Repeat each record exactly as written, and drop any images.
= = = =
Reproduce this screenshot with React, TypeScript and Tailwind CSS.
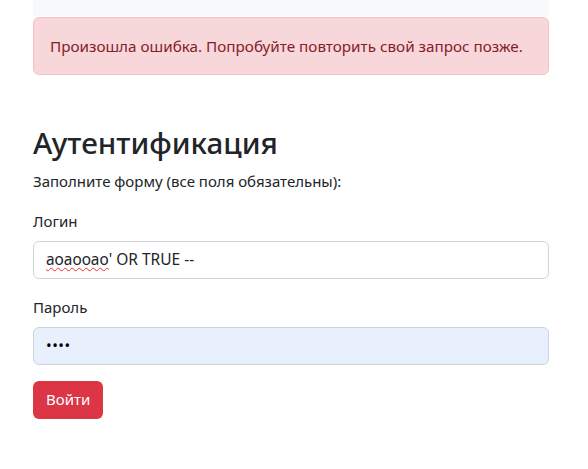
const App = () => (
  <div className="min-h-[469px] bg-white font-['Noto_Sans',sans-serif] text-[#212529]">
    <div className="ml-[33px] w-[516px]">
      <div className="h-[16px] bg-[#f8f9fa]" />
      <div className="mt-px rounded-[6px] border border-[#f5c2c7] bg-[#f8d7da] px-4 py-4 text-[15.25px] leading-6 text-[#842029]">
        Произошла ошибка. Попробуйте повторить свой запрос позже.
      </div>

      <h1 className="mt-[50px] mb-2 text-[29.6px] font-medium leading-[1.2]">Аутентификация</h1>
      <p className="mb-4 text-[15px] leading-6">Заполните форму (все поля обязательны):</p>

      <form className="flex flex-col">
        <label className="mb-2 text-[15px] leading-6">Логин</label>
        <div className="flex h-[38px] items-center rounded-[6px] border border-[#ced4da] bg-white px-3 text-[15.5px]">
          <span className="underline decoration-red-500 decoration-wavy decoration-1 underline-offset-2">аоаооао</span>
          <span>&apos; OR TRUE --</span>
        </div>

        <label className="mt-4 mb-2 text-[15px] leading-6">Пароль</label>
        <div className="flex h-[38px] items-center rounded-[6px] border border-[#ced4da] bg-[#e8f0fe] px-3 text-[15px] tracking-[0.5px] text-black">
          ••••
        </div>

        <div className="mt-4">
          <button
            type="button"
            className="h-[38px] rounded-[6px] bg-[#dc3545] px-[13px] text-[15px] text-white">
            Войти
          </button>
        </div>
      </form>
    </div>
  </div>
);

export default App;
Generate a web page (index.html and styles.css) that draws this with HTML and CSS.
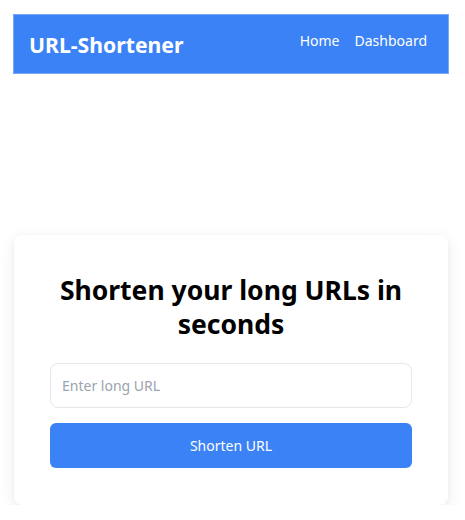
= = = =
EXERCISE SOLUTION:
Reproduce this screenshot with React, TypeScript and Tailwind CSS.
const App = () => (
  <div className="min-h-[469px] bg-white font-['Noto_Sans',sans-serif] text-[#212529]">
    <div className="ml-[33px] w-[516px]">
      <div className="h-[16px] bg-[#f8f9fa]" />
      <div className="mt-px rounded-[6px] border border-[#f5c2c7] bg-[#f8d7da] px-4 py-4 text-[15.25px] leading-6 text-[#842029]">
        Произошла ошибка. Попробуйте повторить свой запрос позже.
      </div>

      <h1 className="mt-[50px] mb-2 text-[29.6px] font-medium leading-[1.2]">Аутентификация</h1>
      <p className="mb-4 text-[15px] leading-6">Заполните форму (все поля обязательны):</p>

      <form className="flex flex-col">
        <label className="mb-2 text-[15px] leading-6">Логин</label>
        <div className="flex h-[38px] items-center rounded-[6px] border border-[#ced4da] bg-white px-3 text-[15.5px]">
          <span className="underline decoration-red-500 decoration-wavy decoration-1 underline-offset-2">аоаооао</span>
          <span>&apos; OR TRUE --</span>
        </div>

        <label className="mt-4 mb-2 text-[15px] leading-6">Пароль</label>
        <div className="flex h-[38px] items-center rounded-[6px] border border-[#ced4da] bg-[#e8f0fe] px-3 text-[15px] tracking-[0.5px] text-black">
          ••••
        </div>

        <div className="mt-4">
          <button
            type="button"
            className="h-[38px] rounded-[6px] bg-[#dc3545] px-[13px] text-[15px] text-white">
            Войти
          </button>
        </div>
      </form>
    </div>
  </div>
);

export default App;
Generate a web page (index.html and styles.css) that draws this with HTML and CSS.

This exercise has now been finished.